Healthiest balance sheets in two decades: GNPA at 2.1% and NNPA at 0.5% reflect a transformed sector. PSB GNPAs have plunged from 9.11% (March 2021) to 2.58% (March 2025), supported by IBC resolutions and disciplined provisioning.

Robust profitability and capital: ICRA expects FY27 RoA at 1.2–1.3% and RoE at 12.3–13.2%. PSB net profit nearly doubled to ₹1.78 lakh crore in FY25 — the sixth consecutive year of improvement.

Strong digital infrastructure: UPI dominates global real-time payments, the JAM trinity underpins financial inclusion, and the RBI’s Financial Inclusion Index has risen from 53.9 (2021) to 64.2 (March 2024).

Effective resolution framework: The IBC has resolved 10 of 12 large RBI-referred accounts, with 28,818+ pre-admission cases (₹10.2 lakh crore default) settled before admission.

Weaknesses

Unsecured retail loan stress: Personal loans and credit cards account for over 50% of retail slippages. Unsecured products represent 76% of slippages for private banks versus just 15.9% for PSBs.

Credit-deposit gap: Credit growth continues to outpace deposit growth, straining funding. ICRA flags margin pressure persisting into FY27 due to deposit competition.

Priority sector NPA risk: Agriculture and MSME lending (40% mandatory share) remains exposed to monsoon failures, climate shocks, and supply-chain disruption.

Margin compression: The 2025 rate-cut cycle has lowered EBLR-linked yields faster than deposit costs can reset, squeezing NIMs through early FY27.

Uneven private-PSB capability: Top private banks lead in tech and retail; several mid-tier PSBs and SFBs still lag in digital, analytics, and risk-modelling.

Opportunities

Sustained credit demand: ICRA projects 11.0–11.7% credit growth for FY27, supported by 6.9% GDP growth, infrastructure capex, MSME formalisation, and rising household leverage.

Retail and home loan revival: A ₹50 lakh home loan now saves ~₹700–800 monthly EMI versus January 2025, post the 125 bps cuts — driving fresh mortgage demand.

AI in credit underwriting: RBI is pushing banks to use AI and big data to refine credit scoring, particularly for unsecured retail — a margin and risk-quality opportunity.

Co-lending and partnership models: Bank-NBFC co-lending, fintech tie-ups, and the Account Aggregator framework are unlocking underserved MSME and self-employed segments.

Universal licences and consolidation: RBI’s clearer licensing framework and ongoing PSB consolidation can produce 4–5 globally competitive Indian banks over the decade.

Threats

Global “Black Swan” risks: RBI’s 2025 Financial Stability Report warns of geopolitical shocks (West Asia, trade fragmentation), capital flight, and energy-price volatility.

Overheating in unsecured credit: RBI has already raised risk weights on unsecured personal loans and credit cards.

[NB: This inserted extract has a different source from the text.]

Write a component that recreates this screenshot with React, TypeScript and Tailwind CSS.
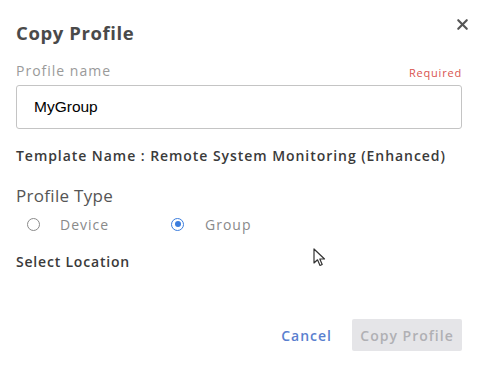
import { X } from "lucide-react"

export default function App() {
  return (
    <div className="relative w-[484px] h-[372px] bg-white font-['Open_Sans',sans-serif] overflow-hidden">
      <div className="px-4 pt-[17px]">
        <div className="flex items-start justify-between">
          <h1 className="text-[18.5px] font-bold tracking-[0.6px] text-[#4a4a4a] leading-[26px] mt-[3px]">Copy Profile</h1>
          <X className="w-[17px] h-[17px] text-[#555] mt-[-1px] mr-[-3px]" strokeWidth={3} />
        </div>

        <div className="mt-[15px] flex items-end justify-between pr-[6px]">
          <span className="text-[14px] tracking-[1px] text-[#9a9a9a] leading-[20px]">Profile name</span>
          <span className="text-[11px] tracking-[0.8px] text-[#d9534f] leading-[14px] mb-[1px]">Required</span>
        </div>
        <div className="mt-[4px] h-[44px] w-[446px] border border-[#c4c4c4] rounded-[3px] flex items-center px-[17px]">
          <span className="font-['Liberation_Sans',Arial,sans-serif] text-[15.5px] text-black">MyGroup</span>
        </div>

        <div className="mt-[18px] text-[14px] tracking-[0.95px] font-semibold text-[#3a3a3a] leading-[18px]">
          Template Name : Remote System Monitoring (Enhanced)
        </div>

        <div className="mt-[20px] text-[17px] tracking-[0.3px] text-[#555] leading-[22px]">Profile Type</div>
        <div className="mt-[8px] flex items-center h-[18px]">
          <label className="flex items-center w-[144px] pl-[11px]">
            <span className="w-[13px] h-[13px] rounded-full border-[1.5px] border-[#8a8a8a]" />
            <span className="ml-[20px] text-[14px] tracking-[1px] text-[#8a8a8a]">Device</span>
          </label>
          <label className="flex items-center pl-[11px]">
            <span className="w-[13px] h-[13px] rounded-full border-[1.5px] border-[#3b7ddd] flex items-center justify-center">
              <span className="w-[6px] h-[6px] rounded-full bg-[#3b7ddd]" />
            </span>
            <span className="ml-[21px] text-[14px] tracking-[1px] text-[#8a8a8a]">Group</span>
          </label>
        </div>

        <div className="mt-[19px] text-[14px] tracking-[0.8px] font-semibold text-[#3a3a3a] leading-[20px]">Select Location</div>

        <div className="mt-[47px] flex items-center justify-end gap-[20px] pr-[6px]">
          <button className="text-[14px] tracking-[1px] font-semibold text-[#5a7fcf]">Cancel</button>
          <button className="w-[110px] h-[32px] rounded-[2px] bg-[#e5e5e8] text-[14px] tracking-[1px] font-semibold text-[#b0b0b4]">
            Copy Profile
          </button>
        </div>
      </div>

      <svg className="absolute left-[313px] top-[248px]" width="14" height="20" viewBox="0 0 14 20">
        <path d="M1 1 L1 15 L4.5 11.8 L7 17.5 L9.2 16.5 L6.8 11 L11.5 11 Z" fill="white" stroke="#333" strokeWidth="1.2" strokeLinejoin="round" />
      </svg>
    </div>
  )
}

Any retail credit overheating could reverse the asset-quality cleanup.

Climate and monsoon risk: Erratic weather threatens priority-sector loans, especially agri and rural MSMEs — the segment with the highest residual NPA stress.

Cybersecurity and digital fraud: Rapid digital adoption brings UPI fraud, deepfake KYC bypasses, and ransomware risks that can erode customer trust overnight.

Fintech and Big Tech disruption: Payment apps, neo-banks, and Big Tech platforms are unbundling traditional banking — capturing UPI, lending origination, and wealth margins. West Asia tensions and rupee weakness also keep CPI near the top of RBI’s comfort zone, limiting room for further rate cuts.

Verdict

Indian banks in 2026 are profitable, well-capitalised, and digitally ahead. But unsecured retail stress, deposit competition, and global shocks remain real risks. If FY27 delivers 11%+ credit growth without an unsecured retail blow-up, this becomes the sector’s strongest decade in a generation.